Milwaukee's at home against Kansas City, Colorado has the Dodgers all weekend, and New York hosts the division-leading Braves.

Yesterday's Game
Well, it sure started out bad. Tyler Anderson had a personal war with umpire Edwin Moscoso's strike zone, while opposite number Nick Margevicius seemed to have no issue. Usually a pitcher will get extra mad when he believes he's being "squeezed" and the other guy ain't. Anderson only walked one, but fell behind all the time and was knocked around for four runs and four hits in the second, which wiped out Darin Ruf's homer in the top of the frame. When more of the same continued in the third, Anderson started barking, and soon was ejected by Moscoso, which set off a string of language worthy of the movie "Major League." Meanwhile, Mike Yastrzemski had limped off with a calf strain and was replaced by the newest Giant, rookie Luis Alexander Basabe. It was 4-1 and it didn't look good at all.  But this team is relentless, and the comeback started in the sixth when Basabe and Wilmer Flores led off with singles. Out went Margevicius, and in came Joey Gerber to walk Alex Dickerson and give up an RBI single to Evan Longoria and a sacrifice fly to Brandon Crawford. That made it close, and in the seventh, Mauricio Dubon led off with a walk. With two out, our new friend Basabe also walked, and Flores belted a triple to the deepest part of center field, giving the Giants the lead. Dickerson added an insurance run with a single, and it was up to the bullpen-- Tony Watson, Tyler Rogers, and Sam Selman, who opened the ninth by hitting the leadoff man but still earned his first save. And let's not overlook lefty Wandy Peralta, who came in cold to replace Anderson and pitched three scoreless. A pity he didn't get the win, but that's the way it goes.

The Brutal Stretch
The Giants now have 11 games over the next 10 days with no more time off.  Five wins would leave them at 30-30. That ought to do it. It won't be easy... We continue to think the midweek series with Colorado will be the most critical, regardless of whether the Rockies are still contenders by then... It was a a month ago that the Giants hit rock bottom, swept at home in three games by Oakland, dropping their record to 8-15. Let's not forget, though, that in the first two games of that series the Giants solidly outplayed the A's, taking leads of 7-2 and 6-3 into the ninth only to blow each game. So let's not run to Panic Beach just yet...  Mike Yastrzemski gets a MRI today, and let's hope it is just a strain... His replacement, Basabe, is 24, a native of Venezuela, has a twin brother with an almost-identical name playing for Arizona, and has been on base three time in his five plate appearances with three runs scored.   

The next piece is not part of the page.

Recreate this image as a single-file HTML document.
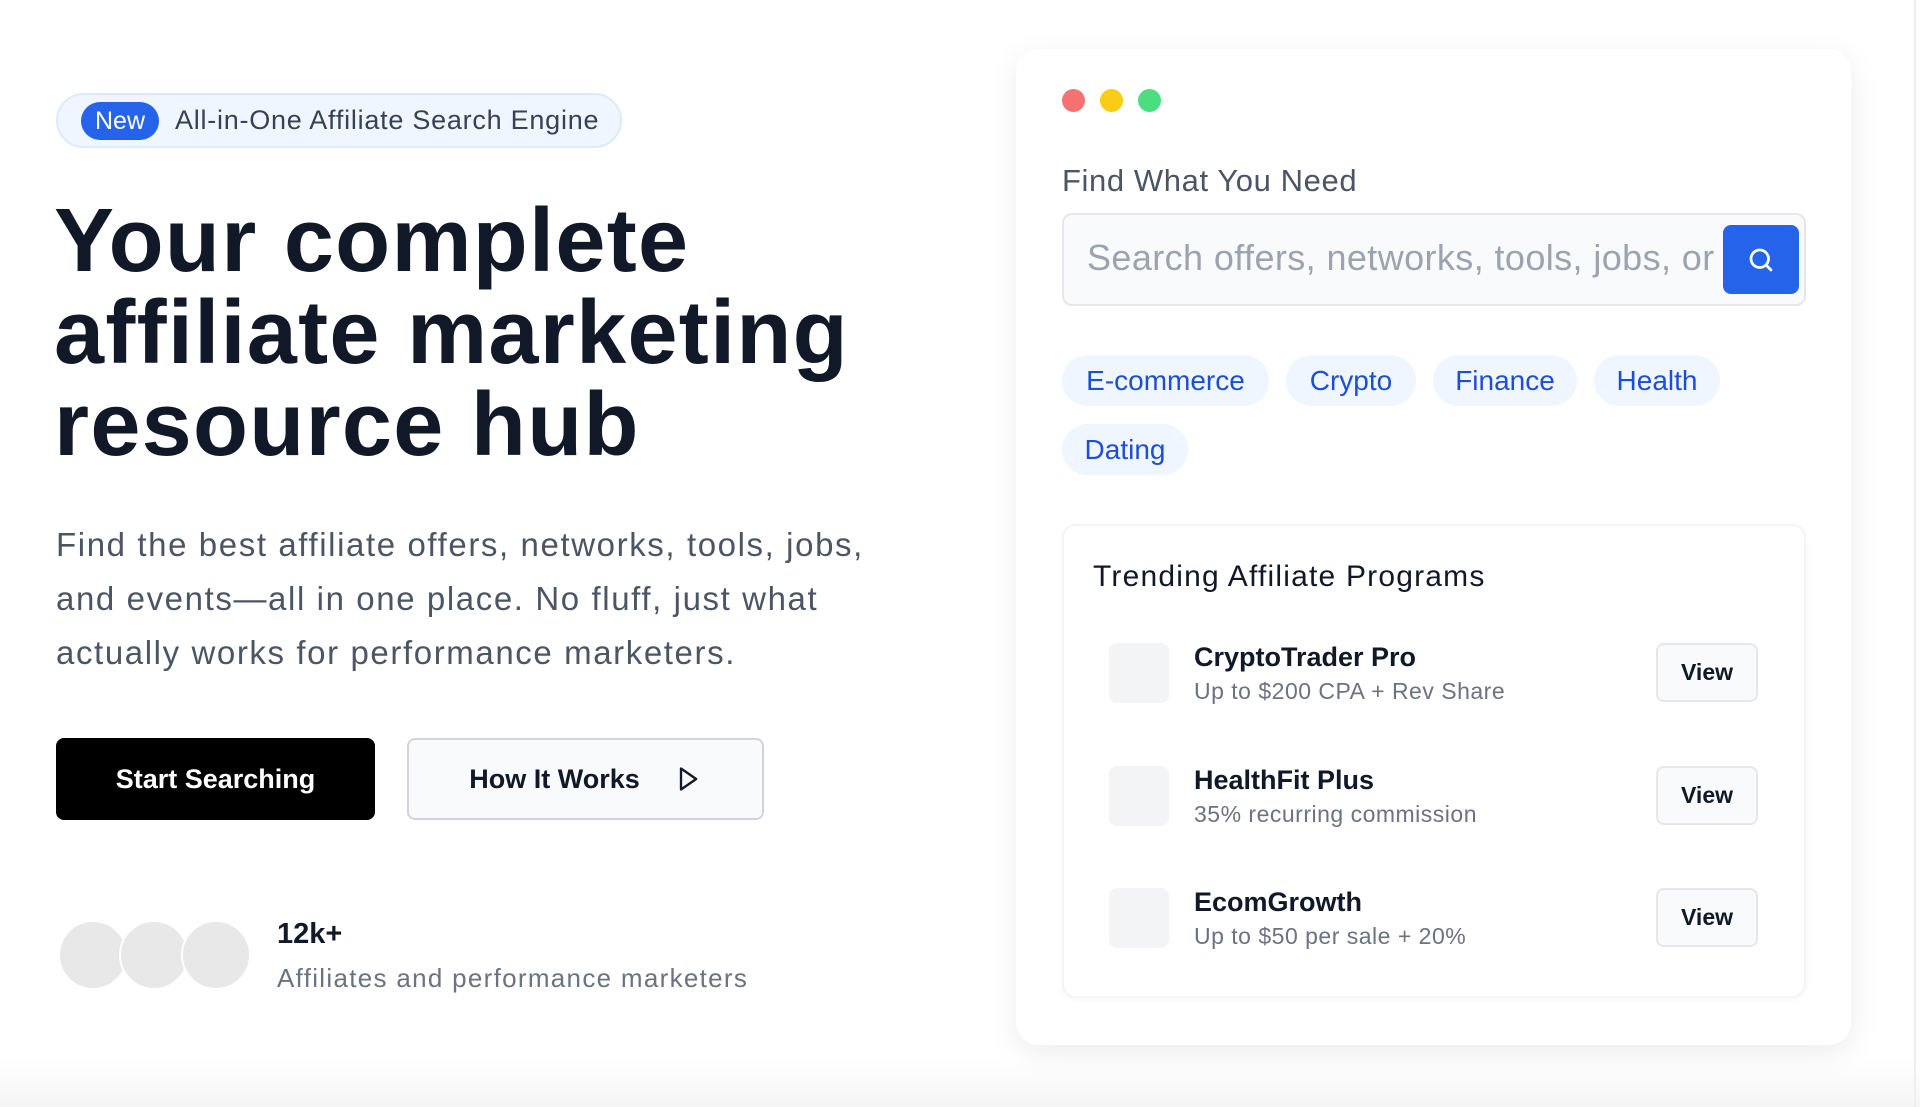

September 18, 1970 was fifty years ago today, the day Jimi Hendrix died in London at age 27. We were not well acquainted with sudden death at age 14, and the news came as a real shock, a slap in the face; our initial reaction was disbelief: "Not Hendrix. He can't die."  We were still pretty well insulated from the harshness of the adult world, and completely unaware of the dangerous, treacherous "rock star" lifestyle; our naive belief was that these demigods walked on air, immune from mortal risk. But we'd also been studying music for six years and we already knew Jimi Hendrix was touched by musical genius. You couldn't help but hear it; his searing, emotional, and, yes, intensely patriotic deconstruction of the "Star-Spangled Banner" at Woodstock remains a masterpiece today and was no less so then.  We'd rather listen to the man make music than fix where he stands among the greats, but many call him the greatest of electric guitarists, and we've no reason to dispute it. What makes this moment today especially sad is considering how far, how immeasurably far, he might have taken his genius beyond such considerations if he had had fifty more years to do so.